Não sei bem se os oficiais da administração conseguem ter a dimensão do mal que fizeram para si próprios com seu tratamento leniente da indústria financeira, nem do papel ridículo das instituições de governo que pagaram os famigerados bônus durante a crise.
Mas eu conversei com muita gente que votou em Obama, e essas pessoas não acham que o estímulo tenha sido um desperdício total de dinheiro. O que consigo espremer deles é que a grande decepção foi muito mais os fundos de ajuda do que os estímulos – mas os eleitores em geral não conseguem fazer a distinção.
Então há um consenso que cresce entre os progressistas de que eles foram enganados. E é por isso que a ambiguidade sobre a opção pública criou um celeuma tão grande.

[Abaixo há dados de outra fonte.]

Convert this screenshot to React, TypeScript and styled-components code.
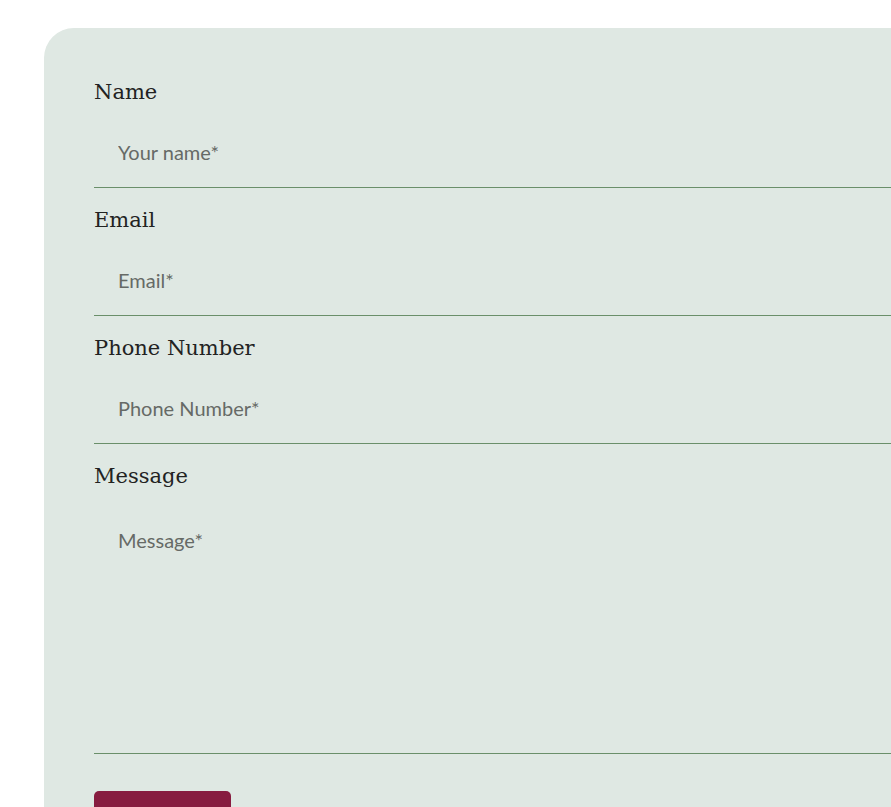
import React from "react";
import styled, { createGlobalStyle } from "styled-components";

const Global = createGlobalStyle`
  html, body { margin: 0; padding: 0; background: #ffffff; overflow: hidden; }
  * { box-sizing: border-box; }
`;

const Page = styled.div`
  padding: 28px 0 0 44px;
  width: 891px;
  height: 807px;
  overflow: hidden;
`;

const Card = styled.form`
  width: 960px;
  min-height: 900px;
  background: #dfe8e3;
  border-radius: 30px 0 0 0;
  padding: 51px 0 0 50px;
  display: flex;
  flex-direction: column;
  gap: 19px;
`;

const Field = styled.div`
  display: flex;
  flex-direction: column;
`;

const Label = styled.label`
  font-family: "DejaVu Serif", serif;
  font-size: 21px;
  line-height: 26px;
  color: #222222;
  margin-bottom: 12px;
`;

const Input = styled.input`
  height: 71px;
  border: none;
  border-bottom: 1px solid #6a8f6a;
  background: transparent;
  padding: 0 24px;
  font-family: Lato, sans-serif;
  font-size: 20px;
  color: #333;
  outline: none;
  &::placeholder { color: #666a66; }
`;

const TextArea = styled.textarea`
  height: 253px;
  border: none;
  border-bottom: 1px solid #6a8f6a;
  background: transparent;
  padding: 27px 24px;
  font-family: Lato, sans-serif;
  font-size: 20px;
  line-height: 24px;
  color: #333;
  resize: none;
  outline: none;
  &::placeholder { color: #666a66; }
`;

const Submit = styled.button`
  margin-top: 18px;
  align-self: flex-start;
  width: 137px;
  height: 90px;
  border: none;
  border-radius: 5px;
  background: #871c40;
  color: #fff;
  font-family: Lato, sans-serif;
  font-size: 18px;
`;

export default function App() {
  return (
    <>
      <Global />
      <Page>
        <Card onSubmit={(e) => e.preventDefault()}>
          <Field>
            <Label>Name</Label>
            <Input placeholder="Your name*" />
          </Field>
          <Field>
            <Label>Email</Label>
            <Input placeholder="Email*" />
          </Field>
          <Field>
            <Label>Phone Number</Label>
            <Input placeholder="Phone Number*" />
          </Field>
          <Field>
            <Label>Message</Label>
            <TextArea placeholder="Message*" />
          </Field>
          <Submit type="submit">Submit</Submit>
        </Card>
      </Page>
    </>
  );
}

Mas não esqueçamos que a política é a arte do possível. Obama jamais conseguiria tudo que seus eleitores queriam.
Mas há um ponto em que o realismo se torna fraqueza e os progressistas sentem cada vez mais que a administração está no lado errado dessa linha. Parece que os republicanos podem fazer o que bem quiserem sem que governo Obama os repreenda: O senador Charles E. Grassley faz o desserviço de bater na tecla da eutanásia, dizendo que a reforma vai “desligar os aparelhos da vovó”, e dois dias depois a Casa Branca declara que ainda está comprometida em trabalhar com ele.
É muito difícil evitar esta impressão de que Obama desperdiçou meses tentando fazer acordos com pessoas que não sabem fazer acordos e que interpretam cada concessão como um sinal de que o presidente pode ser manipulado.
Sem dúvidas, bastou a imprensa divulgar que o governo aceitaria as cooperativas como uma alternativa à opção pública para os republicanos anunciarem que isso seria inaceitável.
Então os progressistas estão revoltados. Obama não soube valorizar sua confiança e acabou perdendo. E agora ele precisa recuperá-la.
Paul Krugman é economista, professor da Universidade de Princeton e colunista do The New York Times. Ganhou o prêmio Nobel de economia de 2008. Artigo distribuído pelo New York Times News Service.